Combat exclusion policies should cease for women in U.S. military

Credit: Courtney Wittekind/Contributing Editor Credit: Courtney Wittekind/Contributing Editor

Just this month, the Military Leadership Diversity Commission (MLDC) released its recommendation that “combat exclusion policies” for women in the armed forces be removed.

Though laws that prevent the assignment of women to various areas of the armed forces have been slowly dismantled, there still exist many barriers between women and their desired positions in the armed forces. For instance, women are still not allowed to engage in direct ground combat, and promotion for women is therefore much harder to achieve. Thus, we greet the MLDC’s recent proposal with a hearty, “It’s about time!”

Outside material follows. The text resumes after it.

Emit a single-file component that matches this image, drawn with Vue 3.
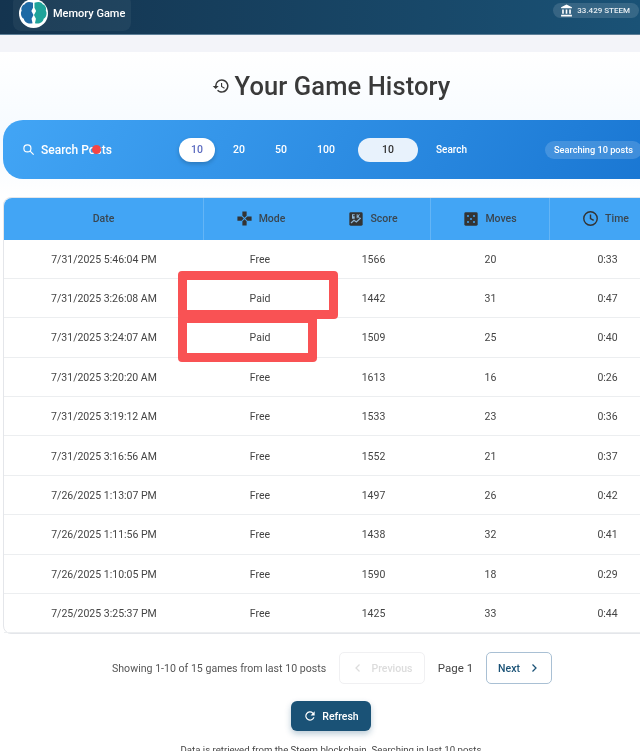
<script setup>
const rows = [
  { date: '7/31/2025 5:46:04 PM', mode: 'Free', score: 1566, moves: 20, time: '0:33' },
  { date: '7/31/2025 3:26:08 AM', mode: 'Paid', score: 1442, moves: 31, time: '0:47' },
  { date: '7/31/2025 3:24:07 AM', mode: 'Paid', score: 1509, moves: 25, time: '0:40' },
  { date: '7/31/2025 3:20:20 AM', mode: 'Free', score: 1613, moves: 16, time: '0:26' },
  { date: '7/31/2025 3:19:12 AM', mode: 'Free', score: 1533, moves: 23, time: '0:36' },
  { date: '7/31/2025 3:16:56 AM', mode: 'Free', score: 1552, moves: 21, time: '0:37' },
  { date: '7/26/2025 1:13:07 PM', mode: 'Free', score: 1497, moves: 26, time: '0:42' },
  { date: '7/26/2025 1:11:56 PM', mode: 'Free', score: 1438, moves: 32, time: '0:41' },
  { date: '7/26/2025 1:10:05 PM', mode: 'Free', score: 1590, moves: 18, time: '0:29' },
  { date: '7/25/2025 3:25:37 PM', mode: 'Free', score: 1425, moves: 33, time: '0:44' }
]
const counts = [10, 20, 50, 100]
const lobe = 'M14.500 4C10 2 6.500 3.500 6 5.500 3 6.500 1.800 10 2.800 12 1 15 2.500 19.500 5 20.500 5.500 24 10 26.500 14 25L13 20.500l2-4-2.200-4 1.700-3.500z'
</script>

<template>
  <div class="page">
    <header class="topbar">
      <div class="brand">
        <svg class="logo" viewBox="0 0 30 30" width="29" height="29">
          <circle cx="15" cy="15" r="15" fill="#fff" />
          <path :d="lobe" fill="#1e6aa5" />
          <path :d="lobe" fill="#1fa39a" transform="matrix(-1 0 0 1 30.500 0)" />
        </svg>
        <span>Memory Game</span>
      </div>
      <div class="balance">
        <svg viewBox="0 0 24 24" width="13" height="13"><path fill="#fff" d="M12 1 2 6v2h20V6zM4 10v8h3v-8zm6.500 0v8h3v-8zm6.500 0v8h3v-8zM2 20v3h20v-3z" /></svg>
        <span>33.429 STEEM</span>
      </div>
    </header>

    <div class="strip"></div>

    <main class="card">
      <h1 class="title">
        <svg viewBox="0 0 24 24" width="18" height="18"><path fill="#383838" d="M13 3a9 9 0 0 0-9 9H1l3.900 3.900L9 12H6a7 7 0 1 1 2.100 5l-1.400 1.400A9 9 0 1 0 13 3zm-1 5v5l4.300 2.500.7-1.200-3.500-2.100V8z" /></svg>
        <span>Your Game History</span>
      </h1>

      <section class="search">
        <div class="search-label">
          <svg viewBox="0 0 24 24" width="13" height="13"><circle cx="10" cy="10" r="6.500" fill="none" stroke="#fff" stroke-width="2.200" /><path d="m15 15 6.500 6.500" stroke="#fff" stroke-width="2.200" /></svg>
          <span class="label-text">Search Posts<i class="dot"></i></span>
        </div>
        <div class="counts">
          <span v-for="(c, i) in counts" :key="c" class="count" :class="{ active: i === 0 }">{{ c }}</span>
        </div>
        <div class="count-input">10</div>
        <span class="search-btn">Search</span>
        <span class="searching">Searching 10 posts</span>
      </section>

      <section class="table">
        <div class="thead">
          <div class="th bordered">Date</div>
          <div class="th mode-head">
            <svg viewBox="0 0 24 24" width="17" height="17"><path fill="#333" d="M9 2h6v6l-3 3-3-3zM9 22h6v-6l-3-3-3 3zM2 9v6h6l3-3-3-3zM22 9v6h-6l-3-3 3-3z" /></svg>
            Mode
          </div>
          <div class="th bordered">
            <svg viewBox="0 0 24 24" width="16" height="16"><rect x="2" y="2" width="20" height="20" rx="2" fill="#333" /><path d="m4.500 18 4.500-4 3.500 2.500 6.500-6" stroke="#8fb6d6" stroke-width="1.800" fill="none" /><path d="M6 5h4v1.500H7.500V8H10v3.500H6zM13 5h1.500v2.500L16.500 5H18l-2 3 2 3h-1.500l-2-2.500V11H13z" fill="#8fb6d6" /></svg>
            Score
          </div>
          <div class="th bordered">
            <svg viewBox="0 0 24 24" width="16" height="16"><rect x="2" y="2" width="20" height="20" rx="2" fill="#333" /><g fill="#42a5f5"><circle cx="7.500" cy="7.500" r="1.500" /><circle cx="16.500" cy="7.500" r="1.500" /><circle cx="12" cy="12" r="1.500" /><circle cx="7.500" cy="16.500" r="1.500" /><circle cx="16.500" cy="16.500" r="1.500" /></g></svg>
            Moves
          </div>
          <div class="th time-head">
            <svg viewBox="0 0 24 24" width="17" height="17"><circle cx="12" cy="12" r="9.500" fill="none" stroke="#333" stroke-width="2" /><path d="M12 6.500V12l4.500 2.700" fill="none" stroke="#333" stroke-width="2" /></svg>
            Time
          </div>
        </div>
        <div v-for="r in rows" :key="r.date" class="tr">
          <div>{{ r.date }}</div>
          <div>{{ r.mode }}</div>
          <div>{{ r.score }}</div>
          <div>{{ r.moves }}</div>
          <div>{{ r.time }}</div>
        </div>
        <div class="mark mark-a"></div>
        <div class="mark mark-b"></div>
      </section>

      <section class="pager">
        <span class="showing">Showing 1-10 of 15 games from last 10 posts</span>
        <span class="page-btn prev">
          <svg viewBox="0 0 24 24" width="12" height="12"><path d="m15 5-7 7 7 7" fill="none" stroke="#dcdcdc" stroke-width="2.500" /></svg>
          Previous
        </span>
        <span class="page-num">Page 1</span>
        <span class="page-btn next">
          Next
          <svg viewBox="0 0 24 24" width="12" height="12"><path d="m9 5 7 7-7 7" fill="none" stroke="#1a5276" stroke-width="2.500" /></svg>
        </span>
      </section>

      <div class="refresh-row">
        <span class="refresh">
          <svg viewBox="0 0 24 24" width="14" height="14"><path fill="#fff" d="M17.650 6.350A8 8 0 1 0 19.700 14h-2.100a6 6 0 1 1-1.400-6.200L13 11h7V4z" /></svg>
          Refresh
        </span>
      </div>

      <p class="note">Data is retrieved from the Steem blockchain. Searching in last 10 posts</p>
    </main>
  </div>
</template>

<style>
html, body { margin: 0; overflow: hidden; background: #fff; }
</style>

<style scoped>
.page {
  width: 640px;
  height: 751px;
  overflow: hidden;
  font-family: Roboto, "Liberation Sans", sans-serif;
  color: #333;
  filter: blur(0.35px);
}

.topbar {
  height: 34px;
  display: flex;
  justify-content: space-between;
  align-items: center;
  padding: 0 1px 0 13px;
  background: linear-gradient(90deg, #14344f, #1a5276);
  border-bottom: 1px solid #5d7f98;
}

.brand {
  display: flex;
  align-items: center;
  gap: 5px;
  height: 36px;
  margin-top: -8px;
  padding: 0 6px;
  border-radius: 8px;
  background: rgba(255, 255, 255, 0.05);
  color: #fff;
  font-size: 11px;
  font-weight: 500;
}

.balance {
  display: flex;
  align-items: center;
  gap: 4px;
  height: 15px;
  margin-top: -13px;
  padding: 0 9px 0 7px;
  border-radius: 8px;
  background: rgba(255, 255, 255, 0.13);
  color: #e8eef3;
  font-size: 8px;
  font-weight: 500;
}

.strip {
  height: 17px;
  background: #f3f4f9;
}

.card {
  width: 662px;
  background: linear-gradient(#fff, #f5faff 90px, #fff 145px);
}

.title {
  margin: 0;
  height: 68px;
  display: flex;
  justify-content: center;
  align-items: center;
  gap: 5px;
  font-size: 25.500px;
  font-weight: 500;
  letter-spacing: 0.1px;
  color: #3a3a3a;
}

.search {
  height: 59px;
  margin-left: 3px;
  display: flex;
  align-items: center;
  border-radius: 20px 0 0 20px;
  background: linear-gradient(120deg, #42a5f5, #1976d2);
  color: #fff;
}

.search-label {
  display: flex;
  align-items: center;
  gap: 6px;
  width: 157px;
  padding-left: 19px;
  box-sizing: border-box;
  font-size: 12px;
  font-weight: 500;
}

.label-text {
  position: relative;
}

.dot {
  position: absolute;
  left: 51px;
  top: 2px;
  width: 9px;
  height: 9px;
  border-radius: 50%;
  background: #f44545;
}

.counts {
  display: flex;
  align-items: center;
  width: 179px;
  margin-left: 19px;
  font-size: 10.500px;
  font-weight: 500;
}

.count {
  width: 42px;
  text-align: center;
}

.count.active {
  width: 36px;
  height: 24px;
  margin-right: 3px;
  line-height: 24px;
  border-radius: 12px;
  background: #fff;
  color: #5c6bc0;
  box-shadow: 0 2px 4px rgba(0, 0, 0, 0.2);
}

.count:last-child {
  margin-left: 3px;
}

.count-input {
  width: 60px;
  height: 24px;
  line-height: 24px;
  text-align: center;
  border-radius: 12px;
  background: #e8f2fc;
  color: #333;
  font-size: 10.500px;
  font-weight: 500;
}

.search-btn {
  margin-left: 18px;
  font-size: 10px;
  font-weight: 500;
}

.searching {
  margin-left: 78px;
  padding: 0 9px;
  height: 18px;
  line-height: 18px;
  border-radius: 9px;
  background: rgba(255, 255, 255, 0.16);
  font-size: 9.200px;
  font-weight: 500;
  white-space: nowrap;
}

.table {
  position: relative;
  margin: 18px 0 0 3px;
  border: 1px solid #e4e6ea;
  border-radius: 8px 0 0 8px;
}

.thead,
.tr {
  display: grid;
  grid-template-columns: 200px 112px 115px 119px 115px;
}

.thead {
  height: 41.500px;
  background: #42a5f5;
  border-radius: 8px 0 0 0;
}

.th {
  display: flex;
  align-items: center;
  justify-content: center;
  gap: 6px;
  font-size: 10.500px;
  font-weight: 500;
  color: #3a4650;
}

.th.bordered {
  border-right: 1px solid #64b5f6;
}

.time-head {
  padding-right: 4px;
}

.mode-head {
  padding-left: 1px;
}

.tr {
  height: 39.400px;
  box-sizing: border-box;
  border-bottom: 1px solid #eceef0;
  font-size: 10.500px;
  color: #444;
}

.tr > div {
  padding-top: 1px;
}

.tr:last-of-type {
  border-bottom: none;
}

.tr > div {
  display: flex;
  align-items: center;
  justify-content: center;
}

.mark {
  position: absolute;
  box-sizing: border-box;
  border: 9px solid #f95254;
  border-radius: 4px;
}

.mark-a {
  left: 174px;
  top: 73px;
  width: 160px;
  height: 48px;
}

.mark-b {
  left: 174px;
  top: 116px;
  width: 139px;
  height: 48px;
}

.pager {
  display: flex;
  align-items: center;
  height: 32px;
  margin-top: 18px;
  padding-left: 112px;
}

.showing {
  width: 227px;
  font-size: 10.600px;
  white-space: nowrap;
  color: #555;
}

.page-btn {
  display: flex;
  align-items: center;
  justify-content: center;
  box-sizing: border-box;
  height: 32px;
  border-radius: 5px;
  font-size: 10.500px;
  font-weight: 500;
}

.prev {
  width: 86px;
  gap: 8px;
  border: 1px solid #f0f0f2;
  color: #dcdcdc;
}

.page-num {
  width: 61px;
  text-align: center;
  font-size: 11.500px;
  color: #444;
}

.next {
  width: 66px;
  gap: 8px;
  border: 1px solid #a9c0d4;
  color: #1a5276;
}

.refresh-row {
  display: flex;
  justify-content: center;
  margin-top: 17px;
}

.refresh {
  display: flex;
  align-items: center;
  justify-content: center;
  gap: 5px;
  width: 80px;
  height: 30px;
  border-radius: 6px;
  background: #1a5276;
  box-shadow: 0 3px 6px rgba(26, 82, 118, 0.3);
  color: #fff;
  font-size: 10.500px;
  font-weight: 500;
}

.note {
  margin: 13px 0 0;
  text-align: center;
  font-size: 9.600px;
  color: #444;
}
</style>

The recommendation was one of 20 changes the commission proposed in a draft of the report it plans to send to both the president and Congress this March. When it was formed in 2009, the MLDC was charged with conducting a
“comprehensive evaluation and assessment” of policies relating to “opportunities for the promotion and advancement of minority members” of the armed forces. Though the commission seems quite insular, with 24 of its 32 members represented as either active or retired military personnel, its members do seem to be quite diligent in conducting their research and progressive in making their recommendations. In addition, the commission focused on multiple issues in its research and even proposed a few practical steps toward achieving its recommendations.

We not only applaud the commission for its rational decision with respect to women in combat, but we also commend it for its policy of transparency: All of the MLDC meetings have been open to the public, all of its documents and papers have been published online, and all of its members have been identified.

It makes sense for the United States’ armed forces to adopt a policy that most of the country holds dear: that minorities should have equal rights and that diversity is a great force toward the achievement of success.

It seems that the work of the MLDC reflects the desire of the nation as a whole, and we can only hope that the president and Congress will embrace the recommendations they will be given in March.